**THE PROBLEM**
Extract the complete data exactly as given.

**SOURCE EXCERPT**
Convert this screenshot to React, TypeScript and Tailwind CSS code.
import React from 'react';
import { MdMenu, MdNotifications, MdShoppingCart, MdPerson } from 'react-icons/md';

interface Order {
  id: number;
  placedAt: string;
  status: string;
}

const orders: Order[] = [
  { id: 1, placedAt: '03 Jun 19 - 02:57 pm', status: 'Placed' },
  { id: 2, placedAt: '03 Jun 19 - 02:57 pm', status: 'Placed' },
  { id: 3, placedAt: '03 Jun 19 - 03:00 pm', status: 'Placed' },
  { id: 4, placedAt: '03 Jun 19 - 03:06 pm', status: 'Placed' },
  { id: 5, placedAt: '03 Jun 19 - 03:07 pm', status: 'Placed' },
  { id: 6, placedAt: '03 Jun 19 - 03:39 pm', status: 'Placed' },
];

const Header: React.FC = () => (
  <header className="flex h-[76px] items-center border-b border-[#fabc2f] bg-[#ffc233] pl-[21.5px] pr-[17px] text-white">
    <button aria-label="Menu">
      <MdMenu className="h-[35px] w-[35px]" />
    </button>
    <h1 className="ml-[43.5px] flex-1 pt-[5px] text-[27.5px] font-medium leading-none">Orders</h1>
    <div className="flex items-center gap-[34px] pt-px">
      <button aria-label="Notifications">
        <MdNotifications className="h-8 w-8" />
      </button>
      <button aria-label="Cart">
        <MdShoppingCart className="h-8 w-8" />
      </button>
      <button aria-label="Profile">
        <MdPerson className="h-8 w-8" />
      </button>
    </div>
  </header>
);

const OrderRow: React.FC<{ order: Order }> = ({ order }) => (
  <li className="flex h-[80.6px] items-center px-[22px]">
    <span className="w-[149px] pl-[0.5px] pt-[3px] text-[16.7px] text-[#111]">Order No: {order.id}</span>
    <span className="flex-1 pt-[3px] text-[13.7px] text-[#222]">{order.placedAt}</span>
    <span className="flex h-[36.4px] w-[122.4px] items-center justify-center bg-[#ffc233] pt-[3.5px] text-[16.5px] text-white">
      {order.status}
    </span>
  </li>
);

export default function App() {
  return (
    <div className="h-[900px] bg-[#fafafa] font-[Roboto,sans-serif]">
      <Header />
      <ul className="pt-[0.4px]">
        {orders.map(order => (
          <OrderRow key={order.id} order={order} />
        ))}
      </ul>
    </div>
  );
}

**THE RESPONSE**
Convert this screenshot to React, TypeScript and Tailwind CSS code.
import React from 'react';
import { MdMenu, MdNotifications, MdShoppingCart, MdPerson } from 'react-icons/md';

interface Order {
  id: number;
  placedAt: string;
  status: string;
}

const orders: Order[] = [
  { id: 1, placedAt: '03 Jun 19 - 02:57 pm', status: 'Placed' },
  { id: 2, placedAt: '03 Jun 19 - 02:57 pm', status: 'Placed' },
  { id: 3, placedAt: '03 Jun 19 - 03:00 pm', status: 'Placed' },
  { id: 4, placedAt: '03 Jun 19 - 03:06 pm', status: 'Placed' },
  { id: 5, placedAt: '03 Jun 19 - 03:07 pm', status: 'Placed' },
  { id: 6, placedAt: '03 Jun 19 - 03:39 pm', status: 'Placed' },
];

const Header: React.FC = () => (
  <header className="flex h-[76px] items-center border-b border-[#fabc2f] bg-[#ffc233] pl-[21.5px] pr-[17px] text-white">
    <button aria-label="Menu">
      <MdMenu className="h-[35px] w-[35px]" />
    </button>
    <h1 className="ml-[43.5px] flex-1 pt-[5px] text-[27.5px] font-medium leading-none">Orders</h1>
    <div className="flex items-center gap-[34px] pt-px">
      <button aria-label="Notifications">
        <MdNotifications className="h-8 w-8" />
      </button>
      <button aria-label="Cart">
        <MdShoppingCart className="h-8 w-8" />
      </button>
      <button aria-label="Profile">
        <MdPerson className="h-8 w-8" />
      </button>
    </div>
  </header>
);

const OrderRow: React.FC<{ order: Order }> = ({ order }) => (
  <li className="flex h-[80.6px] items-center px-[22px]">
    <span className="w-[149px] pl-[0.5px] pt-[3px] text-[16.7px] text-[#111]">Order No: {order.id}</span>
    <span className="flex-1 pt-[3px] text-[13.7px] text-[#222]">{order.placedAt}</span>
    <span className="flex h-[36.4px] w-[122.4px] items-center justify-center bg-[#ffc233] pt-[3.5px] text-[16.5px] text-white">
      {order.status}
    </span>
  </li>
);

export default function App() {
  return (
    <div className="h-[900px] bg-[#fafafa] font-[Roboto,sans-serif]">
      <Header />
      <ul className="pt-[0.4px]">
        {orders.map(order => (
          <OrderRow key={order.id} order={order} />
        ))}
      </ul>
    </div>
  );
}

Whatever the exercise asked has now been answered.